Required task:
List all lines of the data containing the word "this".

((

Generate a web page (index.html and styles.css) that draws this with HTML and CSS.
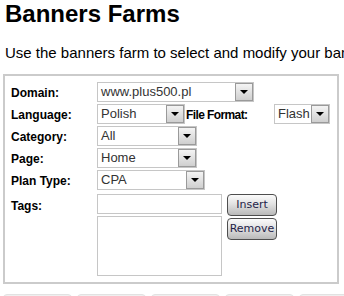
FILE: index.html
```html
<!DOCTYPE html>
<html lang="en">
<head>
  <meta charset="utf-8">
  <title>Banners Farms</title>
  <link rel="stylesheet" href="styles.css">
</head>
<body>
<div class="page">
  <h1 class="title">Banners Farms</h1>
  <p class="intro">Use the banners farm to select and modify your banners.</p>

  <div class="farm-box">
    <div class="row">
      <label class="label">Domain:</label>
      <div class="select w-domain"><span>www.plus500.pl</span><i class="arrow"></i></div>
    </div>
    <div class="row">
      <label class="label">Language:</label>
      <div class="select w-lang"><span>Polish</span><i class="arrow"></i></div>
      <label class="label label-format">File Format:</label>
      <div class="select w-format"><span>Flash</span><i class="arrow"></i></div>
    </div>
    <div class="row">
      <label class="label">Category:</label>
      <div class="select w-cat"><span>All</span><i class="arrow"></i></div>
    </div>
    <div class="row">
      <label class="label">Page:</label>
      <div class="select w-cat"><span>Home</span><i class="arrow"></i></div>
    </div>
    <div class="row row-last">
      <label class="label">Plan Type:</label>
      <div class="select w-plan"><span>CPA</span><i class="arrow"></i></div>
    </div>
    <div class="tags">
      <label class="label label-tags">Tags:</label>
      <div class="tag-fields">
        <input class="tag-input" type="text">
        <textarea class="tag-list"></textarea>
      </div>
      <div class="tag-buttons">
        <button class="btn">Insert</button>
        <button class="btn">Remove</button>
      </div>
    </div>
  </div>

  <div class="tabs">
    <div class="tab"></div>
    <div class="tab"></div>
    <div class="tab"></div>
    <div class="tab"></div>
    <div class="tab"></div>
  </div>
</div>
</body>
</html>
```

FILE: styles.css
```css
* {
  margin: 0;
  padding: 0;
  box-sizing: border-box;
}

body {
  font-family: "Liberation Sans", Arial, sans-serif;
  color: #000;
  background: #fff;
  overflow: hidden;
}

.page {
  padding-left: 3px;
}

.title {
  padding-left: 2px;
  font-size: 24px;
  line-height: 28px;
  font-weight: bold;
}

.intro {
  padding-left: 2px;
  margin-top: 15px;
  font-size: 15px;
  line-height: 20px;
  white-space: nowrap;
  overflow: hidden;
}

.farm-box {
  width: 336px;
  margin-top: 11px;
  border: 2px solid #cbcbcb;
  padding: 6px 6px 6px 6px;
}

.row {
  display: flex;
  align-items: center;
  height: 20px;
  margin-bottom: 2px;
}

.row-last {
  margin-bottom: 4px;
}

.label {
  width: 86px;
  flex: none;
  font-size: 12px;
  font-weight: bold;
  padding-top: 2px;
}

.label-format {
  width: 88px;
  margin-left: 1px;
  letter-spacing: -0.6px;
}

.select {
  position: relative;
  flex: none;
  height: 20px;
  border: 1px solid #c6c6c6;
  background: #fff;
  font-size: 13px;
  color: #333;
  padding-left: 3px;
  line-height: 18px;
  white-space: nowrap;
  overflow: hidden;
}

.arrow {
  position: absolute;
  top: 0;
  right: 0;
  width: 18px;
  height: 18px;
  border: 1px solid #9a9a9a;
  background: linear-gradient(#f4f4f4, #cfcfcf);
}

.arrow::after {
  content: "";
  position: absolute;
  left: 4px;
  top: 6px;
  border-left: 4px solid transparent;
  border-right: 4px solid transparent;
  border-top: 4px solid #000;
}

.w-domain { width: 157px; }
.w-lang { width: 88px; }
.w-format { width: 56px; }
.w-cat { width: 100px; }
.w-plan { width: 108px; }

.tags {
  display: flex;
}

.label-tags {
  padding-top: 5px;
}

.tag-fields {
  display: flex;
  flex-direction: column;
  gap: 2px;
  width: 125px;
}

.tag-input {
  height: 20px;
  border: 1px solid #c6c6c6;
}

.tag-list {
  height: 60px;
  border: 1px solid #c6c6c6;
  resize: none;
}

.tag-buttons {
  display: flex;
  flex-direction: column;
  gap: 2px;
  margin-left: 5px;
}

.btn {
  width: 50px;
  height: 22px;
  border: 1px solid #4e4e4e;
  border-radius: 4px;
  background: linear-gradient(#fbfbfb, #e2e2e2 45%, #b9b9b9);
  color: #1f2348;
  font-family: "DejaVu Sans", sans-serif;
  font-size: 11px;
  line-height: 20px;
}

.tabs {
  display: flex;
  gap: 5px;
  margin-top: 10px;
}

.tab {
  width: 69px;
  height: 20px;
  flex: none;
  background: #efefef;
  border: 1px solid #e2e2e2;
  border-radius: 4px 4px 0 0;
}
```
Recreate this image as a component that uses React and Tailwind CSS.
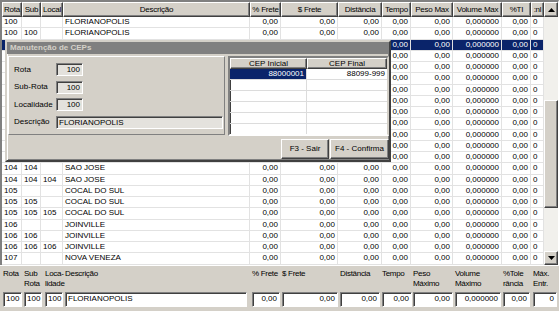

))

Output below:
Generate a web page (index.html and styles.css) that draws this with HTML and CSS.
Recreate this image as a component that uses React and Tailwind CSS.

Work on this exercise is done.